Una vita in gruppo. Potrebbe essere il titolo di un libro, ma soprattutto sono quattro parole che descrivono bene la carriera di Pietro Algeri. Nato il 2 ottobre 1950 a Torre de’ Roveri, nella Bergamasca, Algeri in questi anni ha “scritto” molti capitoli: è stato Campione del Mondo nell’inseguimento a squadre nel 1971 tra i dilettanti; ha corso tra i Professionisti tra il 1974 e il 1981; giovanissimo è salito in ammiraglia da dove ha guidato tanti campioni e importanti formazioni tra cui Del Tongo, Diana Colnago, Lampre e Mapei. Sceso dalle ammiraglie dei Team, negli ultimi anni è salito sulle vetture della Shimano e ha messo la sua esperienza e la sua opera al servizio di tutto il plotone assicurando assistenza neutrale a tutti i corridori. Sabato, a “Il Lombardia”, Pietro ha concluso anche questo capitolo della sua carriera ed è stato premiato da Mauro Vegni con la speciale maglia della corsa, applaudito dai vertici dell’azienda Shimano e da tutta la grande famiglia del ciclismo.
Pietro sabato il mondo del ciclismo otre a Nibali e Valverde ha festeggiato anche te. Ti sei emozionato?
«Moltissimo, non mi aspettavo una festa del genere. Oltretutto a Bergamo, dove andavo da ragazzino a lavorare come garzone di un negozio pedalando avanti e indietro da Torre de’ Roveri in sella alla bicicletta. Grazie a quelle pedalate è nato in me l’amore per la bici e per il ciclismo; la passione poi è aumentata, sono riuscito a farla diventare un lavoro e quando si ha la fortuna di lavorare facendo ciò che si ama è tutto più bello. Sabato quando sono salito sul palco le emozioni sono state tante, davvero. Sono grato al mondo del ciclismo per ciò che mi ha dato, ora avrò un po’ più di tempo libero».
Ma non smetterai di occuparti di ciclismo.
«No, assolutamente. Ridurrò gli impegni ma starò nel gruppo Shimano per fare formazione, insegnare il mestiere ai giovani che si avvicineranno al mondo della assistenza neutrale.

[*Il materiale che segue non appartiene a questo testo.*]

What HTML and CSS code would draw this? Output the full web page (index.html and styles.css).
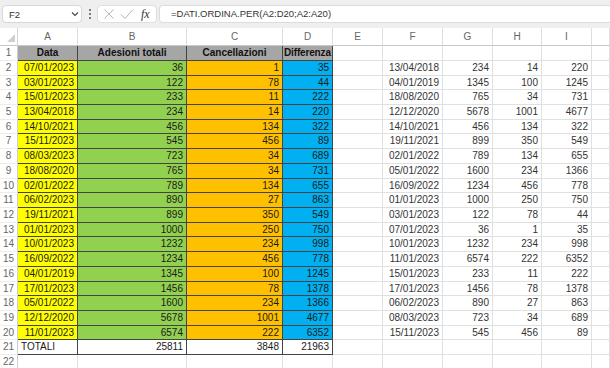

Quello che la nostra squadra fa è un lavoro molto importante e in questi anni ho notato con estremo piacere che il team di servizio neutrale ai corridori gode di sempre maggiore considerazione, non è sempre stato così. Sono felice di aver dato il mio contributo».
Quali sono i ricordi più belli che hai della tua esperienza nel team di assistenza neutrale Shimano?
«Certamente le partecipazioni ai Mondiali di Innsbruck e Imola, seguire i campioni da vicino in un appuntamento importantissimo come quello iridato è molto bello».
Guardando alla tua carriera da atleta quali sono invece i momenti che porti nel cuore?
«Sono due. Il primo è il Campionato del Mondo dell’inseguimento a squadre vinto a Varese nel 1971 assieme a Bazzan, Borgognoni e Morbiato; l’altro è la partecipazione ai Giochi Olimpici di Monaco nel 1972».
E del capitolo da Direttore Sportivo, quali sono i momenti che ricordi con più piacere?
«Gli anni con Saronni, il suo Mondiale, il Giro di Lombardia 1982, la Sanremo e il Giro d’Italia ’83. Senza dimenticare le altre due vittorie che ho ottenuto al Giro assieme a Tonkov nel 1996 e con Simoni nel 2001».
Hai nominato tre grandi campioni. Usa una parola per descriverli.
«A Saronni abbinerei “classe”, la classe del grande campione. A Pavel accosto la parola “tenacia” e di Gibo mi ha sempre colpito l’umanità».
Ultima domanda. Come vedi il ciclismo di oggi?
«Mi piace. Credo che le corse stiano diventando un po’ più imprevedibili rispetto a qualche anno fa. Ci sono corridori che attaccano e si inventano sempre qualche cosa. Van der Poel, Van Aert e Evenepoel, solo per citarne alcuni, con i loro colpi di genio fanno appassionare la gente».